Typical classroom workflow (30‑minute demonstration – AO2)

  1. Create a new project – choose language (e.g., Python), set interpreter path.
  2. Write code – type a short program (average of three numbers) using auto‑completion and syntax highlighting.
  3. Save & automatic error check – IDE underlines any syntax errors instantly.
  4. Build / Run – click “Run”; output appears in the integrated console.
  5. Debug if required – set a breakpoint on the calculation line, step through, watch variable values.
  6. Run unit tests – execute a simple test case that checks the average calculation.
  7. Commit changes – use the version‑control panel to commit the final version to a local Git repository.

8. Linking IDE knowledge to the IGCSE exam scenario (Paper 2 – 15‑mark question)

When answering a scenario that asks for:

  • Pseudocode for the algorithm,
  • A flow‑chart, and
  • A short discussion of the development environment,

students should include the following points about the IDE (fulfilling AO1‑AO3):

  • The IDE provides an integrated editor that mirrors the structured approach required in pseudocode (keywords, indentation, comments).
  • Real‑time syntax checking helps ensure the program follows the flow‑chart logic before it is run.
  • The built‑in debugger allows step‑by‑step verification of decision points (diamonds) and processes (rectangles) in the flow‑chart.
  • One‑click “Run” demonstrates that the algorithm works as intended, providing immediate feedback for the candidate.
  • Version‑control facilities let the programmer keep a record of successive refinements – useful when the exam question asks for “possible improvements”.

Sample answer excerpt (15‑mark scenario)

The development environment used is an Integrated Development Environment (IDE).  
An IDE combines a source‑code editor with syntax highlighting and auto‑completion, a
compiler/interpreter that translates the program with a single click, and a graphical
debugger that allows breakpoints to be set at key decision points in the flow‑chart.
It also includes project‑management tools to organise files and a Git interface for
version control.
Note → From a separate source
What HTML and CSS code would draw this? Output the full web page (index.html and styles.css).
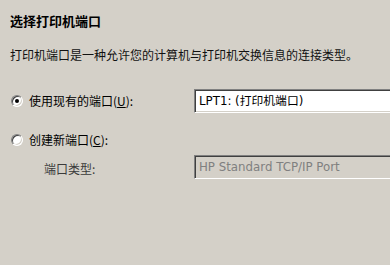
FILE: index.html
```html
<!DOCTYPE html>
<html lang="zh-CN">
<head>
<meta charset="utf-8">
<title>选择打印机端口</title>
<link rel="stylesheet" href="styles.css">
</head>
<body>
<div class="page">
  <h1 class="title">选择打印机端口</h1>
  <p class="desc">打印机端口是一种允许您的计算机与打印机交换信息的连接类型。</p>
  <div class="form">
    <div class="row row-existing">
      <label class="choice"><span class="radio checked"></span><span class="label">使用现有的端口(<u>U</u>):</span></label>
      <div class="field"><span class="field-text">LPT1: (打印机端口)</span></div>
    </div>
    <div class="row row-new">
      <label class="choice"><span class="radio"></span><span class="label">创建新端口(<u>C</u>):</span></label>
    </div>
    <div class="row row-type">
      <span class="sub-label">端口类型:</span>
      <div class="field disabled"><span class="field-text">HP Standard TCP/IP Port</span></div>
    </div>
  </div>
</div>
</body>
</html>
```
FILE: styles.css
```css
html, body {
  margin: 0;
  padding: 0;
  width: 390px;
  height: 265px;
  overflow: hidden;
  background: #d4d0c8;
}
body {
  font-family: "Noto Sans CJK SC", "DejaVu Sans", sans-serif;
  font-size: 12px;
  color: #000;
}
.page {
  padding: 12px 0 0 10px;
}
.title {
  margin: 0;
  font-size: 13px;
  line-height: 18px;
  font-weight: bold;
}
.desc {
  margin: 16px 0 0 0;
  font-size: 12px;
  line-height: 18px;
  color: #111;
}
.form {
  margin-top: 25px;
}
.row {
  display: grid;
  grid-template-columns: 184px 196px;
  align-items: center;
}
.row-existing { height: 24px; }
.row-new { height: 16px; margin-top: 19px; }
.row-type { height: 24px; margin-top: 7px; }
.choice {
  display: flex;
  align-items: center;
  gap: 6px;
  padding-left: 1px;
}
.label {
  line-height: 16px;
}
.label u {
  text-decoration: underline;
}
.radio {
  width: 12px;
  height: 12px;
  box-sizing: border-box;
  border-radius: 50%;
  border: 1px solid;
  border-color: #808080 #ffffff #ffffff #808080;
  box-shadow: inset 1px 1px 0 #404040, inset -1px -1px 0 #d4d0c8;
  background: #fff;
  display: flex;
  align-items: center;
  justify-content: center;
}
.radio.checked::after {
  content: "";
  width: 4px;
  height: 4px;
  border-radius: 50%;
  background: #000;
}
.sub-label {
  padding-left: 34px;
  padding-top: 4px;
  color: #3a3a3a;
  line-height: 16px;
}
.field {
  height: 24px;
  box-sizing: border-box;
  border: 1px solid;
  border-right: 0;
  border-color: #808080 #ffffff #ffffff #808080;
  box-shadow: inset 1px 1px 0 #404040, inset 0 -1px 0 #d4d0c8;
  background: #fff;
  display: flex;
  align-items: center;
  padding-left: 4px;
  overflow: hidden;
}
.field.disabled {
  background: #d4d0c8;
  color: #808080;
}
.field-text {
  font-family: "DejaVu Sans", "Noto Sans CJK SC", sans-serif;
  font-size: 11.8px;
  line-height: 16px;
  white-space: nowrap;
}
```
These features help the programmer to write correct code quickly,
verify the algorithm against the flow‑chart, and keep a record of changes – all of
which are essential for developing reliable software.

9. Suggested diagram – IDE architecture

IDE architecture diagram
IDE architecture showing the editor, compiler/interpreter, debugger, testing module and version‑control interface linked together.

10. Quick checklist for teachers

  • Ensure students can convert between binary, decimal and hexadecimal (AO1).
  • Demonstrate image/audio file‑size calculations and compression concepts (AO1).
  • Explain the hardware hierarchy and fetch‑decode‑execute cycle (AO1).
  • Cover the full software stack: firmware → OS → IDE (AO1).
  • Run a short IDE demo that hits all AO2 steps (write, run, debug, test, commit).
  • Provide a comparison table (IDE vs text editor) for AO3 discussion.
  • Give past‑paper scenario questions and ask pupils to include a brief IDE discussion.